These lawyers do battle for you – and you very much still want and need them on your side. In fact, as I’ll soon explain, you’ll need them even more.

There are some lawyers whose actual or perceived role is that of custodian or third-party verifier of facts. These roles emphasize the lawyers’ independence and the lawyers chosen for these roles are picked precisely because they are neutral and do not represent either party in the matter. In these situations the lawyer is not an advocate for the two parties – but is the lawyer for the third-party intermediary (such as the bank) between the two parties, and his importance arises from his neutrality (and his presumed integrity). Lawyers working for institutions which act as agents or fiduciaries have a neutral role but very much advocate and defend their client – their institutional employer.  The other independent lawyer’s role is that of a judge, who again does not represent either party but rather referees the dispute.  

Getting rid of the third party interference does not, however, eliminate the need for the two transacting parties to reach a mutually-understood agreement. On the contrary, it increases the need for the parties to agree, and for their respective lawyers to produce a physical agreement upon which trust may be placed. If that agreement becomes codified in a bitcoin-type protocol, that agreement had better be top notch. After all, trust in a bitcoin-ruled world will depend on the quality of the inputs (or in simpler terms, best to avoid “garbage in, garbage out.”). The essence of the electronic smart contract, therefore, becomes whatever would have gone into a 20th-Century paper contract. And the production of contracts will go from the domain of scriveners (glorified word processors) using boilerplate to proficient specialists whose judgment, talent and experience will be more critical and valued than ever. 

The result in many professions will be a new nirvana for talent where merit reigns supreme and customers get cost savings from efficiency. 
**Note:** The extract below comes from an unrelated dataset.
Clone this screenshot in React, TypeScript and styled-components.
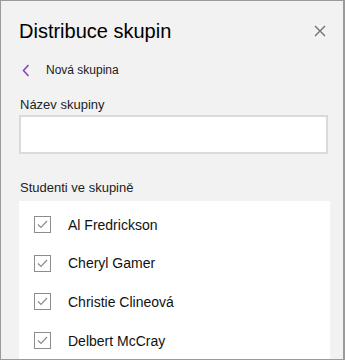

However, the legal profession is crucial for dispute resolution. How would a smart contract reduce or eliminate the need for lawyers? In the imagined lawyer-free world, smart contracts would have to eliminate all potential for disputes (honest or otherwise), all potential for nonperformance or evasion of obligations under the contract and, indeed, all potential for redress or challenge of such performance. This is far from nirvana; it would mark the loss of basic freedom!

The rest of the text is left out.